Lee complains my solar system looks like a Red Neck still. She doesn't think it looks too good. My offer to put some decorations on it did not soften the critical view of its beauty. I will rate its beauty on BTUs. If it heats the water to shower will be the most beautiful thing in the woods. Mountain girl, Paula, logging out.

Monday, August 3, 2009

Leetonia summer of rain

The Bee Balm is in bloom. I took this picture in Leetonia behind a camp. Here is a description of the plant from the internet:

Other Names: Eastern Beebalm, Bergamot, Wild Oswego Tea, Horsemint, Monarda

Bee Balm Herb Uses and Medicinal Properties

Bee Balm is edible and medicinal, the entire plant above ground is edible used as a pot herb, and it is also used as a flavoring in cooked foods. The flowers make an attractive edible garnish in salads. The plant is noted for its fragrance, and is a source of oil of thyme. The fresh or dried leaves are brewed into a refreshing aromatic and medicinal tea. An infusion of young Bee Balm leaves used to form a common beverage in many parts of the United States.

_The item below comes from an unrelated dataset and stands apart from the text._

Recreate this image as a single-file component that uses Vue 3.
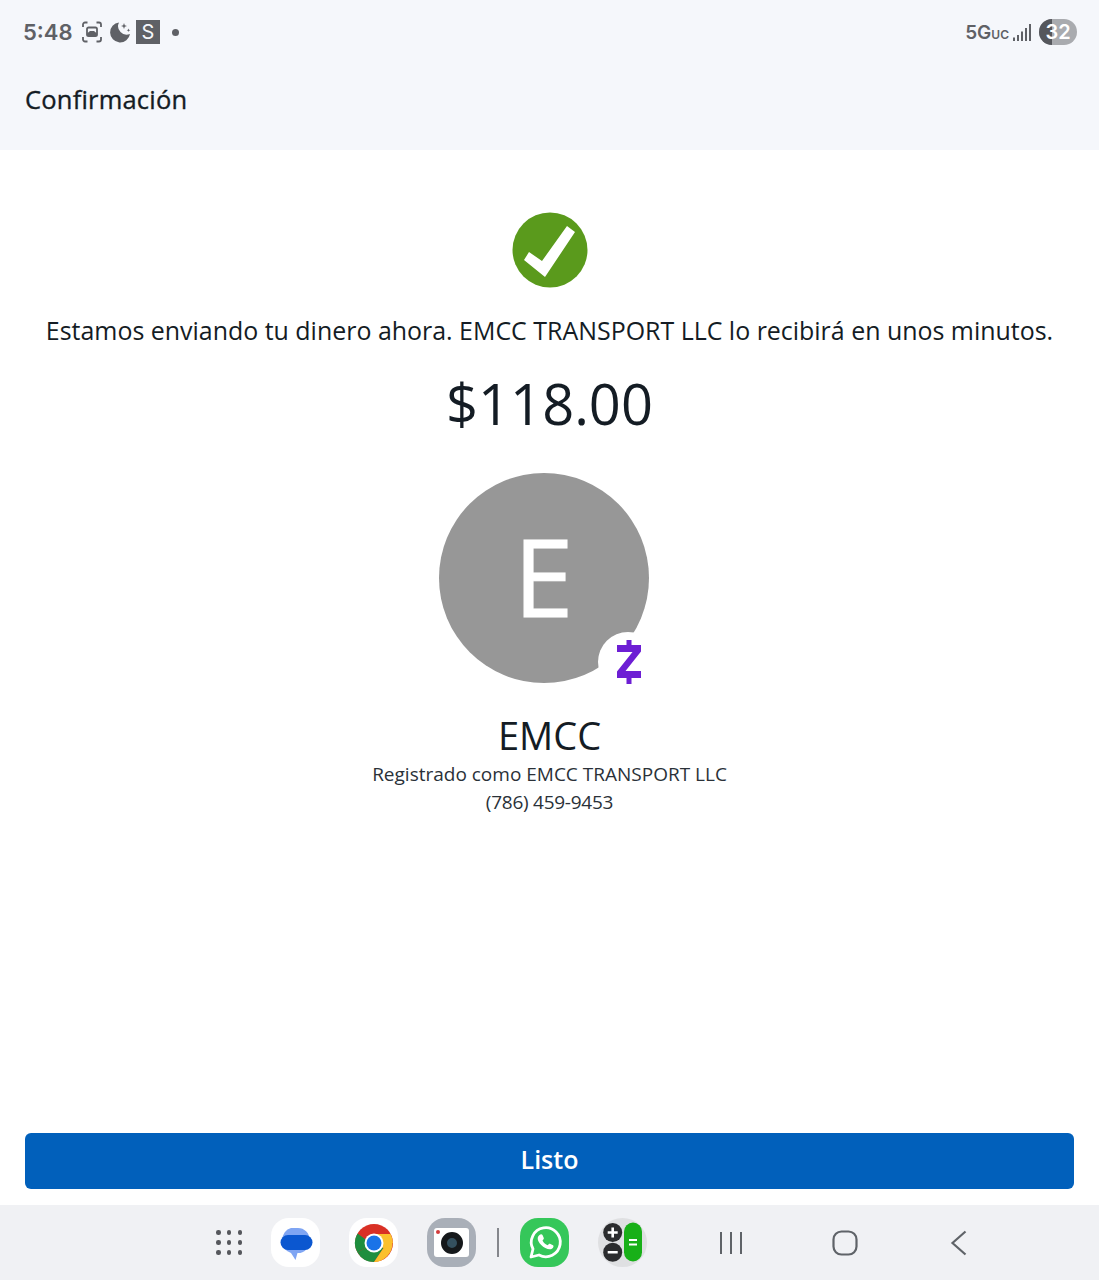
<script setup>
const dots = Array.from({ length: 9 })
</script>

<template>
  <div class="page">
    <header class="top">
      <div class="status">
        <div class="status-left">
          <span class="time">5:48</span>
          <svg class="ic-shot" width="22" height="22" viewBox="0 0 22 22" fill="none" stroke="#5f6166" stroke-width="1.8">
            <path d="M2 6V3.500A2 2 0 0 1 4 1.500H6.500M15.500 1.500H18A2 2 0 0 1 20 3.500V6M20 16V18.500A2 2 0 0 1 18 20.500H15.500M6.500 20.500H4A2 2 0 0 1 2 18.500V16" />
            <rect x="6" y="6.500" width="10" height="8.500" rx="1.600" />
            <path d="M6 12.500L9 10h4l3 2.500V15H6z" fill="#5f6166" stroke="none" />
          </svg>
          <svg class="ic-moon" width="22" height="22" viewBox="0 0 22 22" fill="#5f6166">
            <path d="M10 1.500A10 10 0 1 0 21 13 8.500 8.500 0 0 1 10 1.500Z" />
            <path d="M15 2l.8 2.200L18 5l-2.200.8L15 8l-.8-2.200L12 5l2.200-.8zM19.500 7.500l.5 1.300 1.300.5-1.300.5-.5 1.300-.5-1.300-1.300-.5 1.300-.5z" />
          </svg>
          <span class="s-badge">S</span>
          <span class="dot"></span>
        </div>
        <div class="status-right">
          <span class="net">5G<small>UC</small></span>
          <svg width="18" height="17" viewBox="0 0 18 17" fill="#5f6166">
            <rect x="0" y="13.500" width="2" height="3.500" />
            <rect x="4" y="11" width="2" height="6" />
            <rect x="8" y="7.500" width="2" height="9.500" />
            <rect x="12" y="4" width="2" height="13" />
            <rect x="16" y="0" width="2" height="17" />
          </svg>
          <span class="battery"><span class="battery-fill"></span><span class="battery-num">32</span></span>
        </div>
      </div>
      <h1 class="title">Confirmación</h1>
    </header>

    <main class="content">
      <svg class="check" width="76" height="76" viewBox="0 0 76 76">
        <circle cx="38" cy="38" r="37.500" fill="#5a9a1c" />
        <path d="M12 48L17 40L30 49L55 14L63 20L33 65Z" fill="#fff" />
      </svg>
      <p class="message">Estamos enviando tu dinero ahora. EMCC TRANSPORT LLC lo recibirá en unos minutos.</p>
      <div class="amount">$118.00</div>
      <div class="avatar-wrap">
        <div class="avatar">E</div>
        <div class="zelle">
          <svg width="26" height="44" viewBox="0 0 26 44" fill="#6d1ed4">
            <path d="M10.500 0h5v5H25v6.500L9.500 31H25v7h-9.500v6h-5v-6H1v-6.500L16.500 12H1V5h9.500z" />
          </svg>
        </div>
      </div>
      <div class="name">EMCC</div>
      <div class="sub">Registrado como EMCC TRANSPORT LLC</div>
      <div class="sub phone">(786) 459-9453</div>
      <button class="done">Listo</button>
    </main>

    <nav class="nav">
      <div class="apps">
        <div class="grid"><i v-for="(d, i) in dots" :key="i"></i></div>
        <div class="app white">
          <svg width="34" height="36" viewBox="0 0 34 36">
            <path d="M12 3h7a11.500 11.500 0 0 1 11.500 11.500v2A11.500 11.500 0 0 1 19 28h-.5l-2 7-4.500-7a11.500 11.500 0 0 1-8.500-11.500v-2A11.500 11.500 0 0 1 12 3Z" fill="#7fa5f3" />
            <rect x="1.500" y="10" width="32" height="15" rx="7.500" fill="#0b57d0" />
          </svg>
        </div>
        <div class="app white">
          <svg width="40" height="40" viewBox="0 0 40 40">
            <circle cx="20" cy="20" r="19" fill="#d93025" />
            <path d="M20 20L3.500 29.500A19 19 0 0 1 3.500 10.500L11 16Z" fill="#1e8e3e" />
            <path d="M20 20L3.500 29.500A19 19 0 0 0 20 39L29.500 25Z" fill="#1e8e3e" />
            <path d="M20 20H38.500A19 19 0 0 1 20 39L29.500 25Z" fill="#fbc02d" />
            <path d="M20 11H36.500A19 19 0 0 1 39 20H29Z" fill="#fbc02d" />
            <circle cx="20" cy="20" r="9.500" fill="#fff" />
            <circle cx="20" cy="20" r="7.500" fill="#1a73e8" />
          </svg>
        </div>
        <div class="app camera">
          <div class="cam-card">
            <span class="cam-red"></span>
            <span class="cam-lens"></span>
          </div>
        </div>
        <span class="sep"></span>
        <div class="app whatsapp">
          <svg width="36" height="36" viewBox="0 0 36 36" fill="none">
            <path d="M4 32l2-8A14.500 14.500 0 1 1 12 30Z" stroke="#fff" stroke-width="2.800" stroke-linejoin="round" />
            <path d="M12.500 10c1-1 2.500-1 3 0l1.300 3c.2.600-.2 1.300-1.300 2.500 1 2 2.500 3.500 5 4.800 1.200-1.300 1.800-1.800 2.500-1.500l3 1.500c.8.500.6 1.700-.2 2.700-1.500 1.800-4.500 1.500-7.500 0-3-1.600-5.500-4-7-7-1-2.300-.8-4.500 1.200-6Z" fill="#fff" />
          </svg>
        </div>
        <svg class="calc" width="49" height="49" viewBox="0 0 49 49">
          <circle cx="24.500" cy="24.500" r="24.500" fill="#dfe0e2" />
          <circle cx="14.700" cy="14.500" r="9.500" fill="#2b2c2e" />
          <circle cx="14.700" cy="34.200" r="9.500" fill="#2b2c2e" />
          <rect x="26" y="4.500" width="18" height="39" rx="9" fill="#18b018" />
          <path d="M9.700 14.500h10M14.700 9.500v10M9.700 34.200h10" stroke="#fff" stroke-width="2.600" />
          <path d="M31 22h8M31 26.500h8" stroke="#fff" stroke-width="2" />
        </svg>
      </div>
      <div class="keys">
        <svg width="26" height="24" viewBox="0 0 26 24" stroke="#5f6368" stroke-width="2" fill="none">
          <path d="M3 1v22M13 1v22M23 1v22" />
        </svg>
        <svg width="26" height="26" viewBox="0 0 26 26" stroke="#5f6368" stroke-width="2.200" fill="none">
          <rect x="1.500" y="1.500" width="23" height="23" rx="8" />
        </svg>
        <svg width="18" height="26" viewBox="0 0 18 26" stroke="#5f6368" stroke-width="2.200" fill="none">
          <path d="M15.500 1.500L2.500 13l13 11.500" />
        </svg>
      </div>
    </nav>
  </div>
</template>

<style>
html, body { margin: 0; background: #fff; }
</style>

<style scoped>
.page {
  width: 1099px;
  height: 1280px;
  display: flex;
  flex-direction: column;
  font-family: "Open Sans", "Noto Sans", sans-serif;
  color: #141c24;
  overflow: hidden;
}
.top {
  height: 150px;
  background: #f5f7fb;
  box-sizing: border-box;
  padding: 15px 22px 0 23px;
}
.status {
  height: 34px;
  display: flex;
  justify-content: space-between;
  align-items: center;
}
.status-left, .status-right { display: flex; align-items: center; }
.time {
  font-family: Inter, sans-serif;
  font-size: 22px;
  font-weight: 600;
  color: #5f6166;
  width: 58px;
}
.ic-moon { margin-left: 6px; }
.s-badge {
  margin-left: 5px;
  width: 24px;
  height: 24px;
  background: #5f6166;
  color: #f5f7fb;
  font-family: Inter, sans-serif;
  font-size: 20px;
  line-height: 24px;
  text-align: center;
}
.dot {
  width: 7px;
  height: 7px;
  margin-left: 12px;
  border-radius: 50%;
  background: #5f6166;
}
.net {
  font-family: Inter, sans-serif;
  font-size: 19px;
  font-weight: 600;
  color: #5f6166;
  margin-right: 4px;
}
.net small { font-size: 12px; }
.battery {
  margin-left: 8px;
  width: 38px;
  height: 26px;
  border-radius: 13px;
  background: #a9abaf;
  position: relative;
  overflow: hidden;
  display: block;
}
.battery-fill {
  position: absolute;
  left: 0;
  top: 0;
  bottom: 0;
  width: 13px;
  background: #55575c;
}
.battery-num {
  position: absolute;
  inset: 0;
  font-family: Inter, sans-serif;
  font-size: 20px;
  font-weight: 600;
  line-height: 26px;
  text-align: center;
  color: #fff;
}
.title {
  margin: 33px 0 0 2px;
  font-size: 25.500px;
  font-weight: 400;
  letter-spacing: 0.2px;
  -webkit-text-stroke: 0.35px #141c24;
  line-height: 34px;
}
.content {
  flex: 1;
  min-height: 0;
  display: flex;
  flex-direction: column;
  align-items: center;
  padding: 62px 25px 16px;
}
.check { flex: none; }
.message {
  margin: 23px 0 0;
  font-size: 24.950px;
  line-height: 38px;
  white-space: nowrap;
}
.amount {
  margin-top: 16px;
  font-size: 56px;
  line-height: 76px;
}
.avatar-wrap {
  position: relative;
  width: 222px;
  height: 210px;
  margin-top: 32px;
  flex: none;
}
.avatar {
  width: 210px;
  height: 210px;
  border-radius: 50%;
  background: #979797;
  color: #fff;
  font-size: 108px;
  -webkit-text-stroke: 1px #fff;
  line-height: 206px;
  text-align: center;
}
.zelle {
  position: absolute;
  left: 159px;
  top: 159px;
  width: 60px;
  height: 60px;
  box-sizing: border-box;
  padding-left: 2px;
  border-radius: 50%;
  background: #fff;
  display: flex;
  align-items: center;
  justify-content: center;
}
.name {
  margin-top: 26px;
  font-size: 38px;
  line-height: 52px;
}
.sub {
  font-size: 19px;
  line-height: 27px;
  color: #2a3138;
}
.phone { letter-spacing: -0.25px; margin-top: 1px; }
.done {
  margin-top: auto;
  width: 100%;
  height: 56px;
  flex: none;
  border: none;
  border-radius: 6px;
  background: #0160bb;
  color: #fff;
  font-family: inherit;
  font-size: 25px;
  font-weight: 600;
  padding: 0 0 5px;
}
.nav {
  height: 75px;
  background: #f0f1f4;
  display: flex;
  align-items: center;
  padding-left: 216px;
}
.apps { display: flex; align-items: center; }
.grid {
  width: 26px;
  display: grid;
  grid-template-columns: repeat(3, 4.500px);
  justify-content: space-between;
  row-gap: 5.500px;
}
.grid i {
  width: 4.500px;
  height: 4.500px;
  border-radius: 50%;
  background: #55575c;
}
.app {
  width: 49px;
  height: 49px;
  border-radius: 18px;
  display: flex;
  align-items: center;
  justify-content: center;
  flex: none;
}
.grid + .app { margin-left: 29px; }
.app + .app { margin-left: 29px; }
.white { background: #fff; }
.camera { background: #a9afb8; }
.cam-card {
  width: 35px;
  height: 29px;
  background: #fff;
  border-radius: 3px;
  position: relative;
}
.cam-red {
  position: absolute;
  left: 2px;
  top: 2px;
  width: 4px;
  height: 4px;
  border-radius: 50%;
  background: #d23b3b;
}
.cam-lens {
  position: absolute;
  left: 7px;
  top: 4px;
  width: 22px;
  height: 22px;
  box-sizing: border-box;
  border-radius: 50%;
  background: #34505f;
  border: 6px solid #15181b;
}
.sep {
  width: 2px;
  height: 29px;
  margin: 0 21px 0 21px;
  background: #85878c;
}
.whatsapp { background: #35c75a; }
.calc { margin-left: 29px; flex: none; }
.keys {
  display: flex;
  align-items: center;
  gap: 0;
  margin-left: 71px;
}
.keys svg:nth-child(2) { margin-left: 88px; }
.keys svg:nth-child(3) { margin-left: 92px; }
</style>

Bee Balm leaves and flowers and stems are used in alternative medicine as an antiseptic, carminative, diaphoretic, diuretic and stimulant. An infusion is medicinal used internally in the treatment of colds, catarrh, headaches, and gastric disorders, to reduce low fevers and soothe sore throat, to relieve flatulence, nausea, menstrual pain, and insomnia. Steam inhalation of the plant can be used for sore throats, and bronchial catarrh (inflammation of the mucus membrane, causing an increased flow of mucus). Externally, it is a medicinal application for skin eruptions and infections. Bergamot's distinctive aroma, found in both the leaf and flower is wonderful for use in potpourri.

Cedar Run creek is flowing high for this time of year. My last picture is taken from the bridge in Leetonia and looks more like a Spring picture. The plants are very green from all the rain and the water is running constantly. In fact Saturday early I went for a kayak ride from Blackwell to Cedar Run. I haven't taken the time to do this for a couple years and decided I couldn't resist the abnormally high water. It took a little over an hour to float down and about a half hour to ride my bike back up to get my truck.

I went early in the morning and no one was out until I reached Cedar Run. The quiet trip was perfect capped by silent running of an eagle low, over the top of my kayak, scanning the creek. It don't get any better than that. Well today is promised to be sunny so I am off to do some outside work. Mountain girl, Paula, logging off.